Left, Balmain fall 2011. Right, Balmain spring 2012. Photos: Imaxtree

When Christophe Decarnin was appointed creative director of Balmain in 2005 the house wasn’t known for rock and roll silhouettes. Pierre Balmain, the house’s founder and French couturier, was known for his elegant lines, strict sheath dresses and tailored suits, but Decarnin carved a new niche for himself—and the brand—as the master of all things cool. Within one season fashion’s most influential women were wearing shoulder pads and ripped jeans, accessorized with spiky stilettos and safety pinned t-shirts.  Jackets suddenly cost five figures and ripped cotton tees were three—Balmain fever was making people crazy. Eventually, trends turned toward ladylike and Balmain lost some of its it-factor, but Decarnin didn’t stray from his aesthetic.

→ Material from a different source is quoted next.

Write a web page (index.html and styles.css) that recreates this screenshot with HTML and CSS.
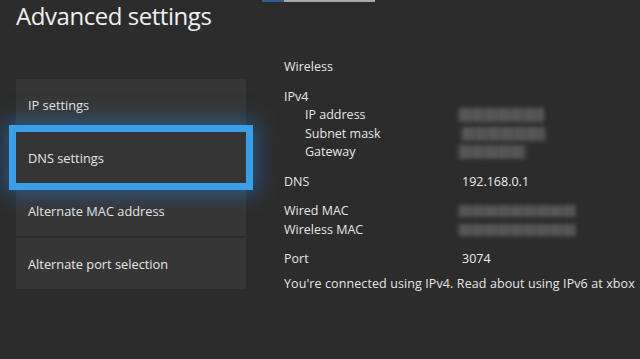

Finally, last season, the designer either suffered from exhaustion or had a mental breakdown (depending on whom you ask) and the house was handed to Olivier Rousteing, a handsome young Parisian who’d been working with Decarnin since 2009. But after seeing Rousteing’s debut collection in Paris yesterday, “working with” might not cover it. Not much has changed between Decarnin’s last collection and Rousteing’s first. The colors—black, white, gold—and the skinny silhouettes are strikingly similar. But the consistency should keep customers happy; Bergdorf Goodman’s Linda Fargo told the WSJ, ““I think he did great!”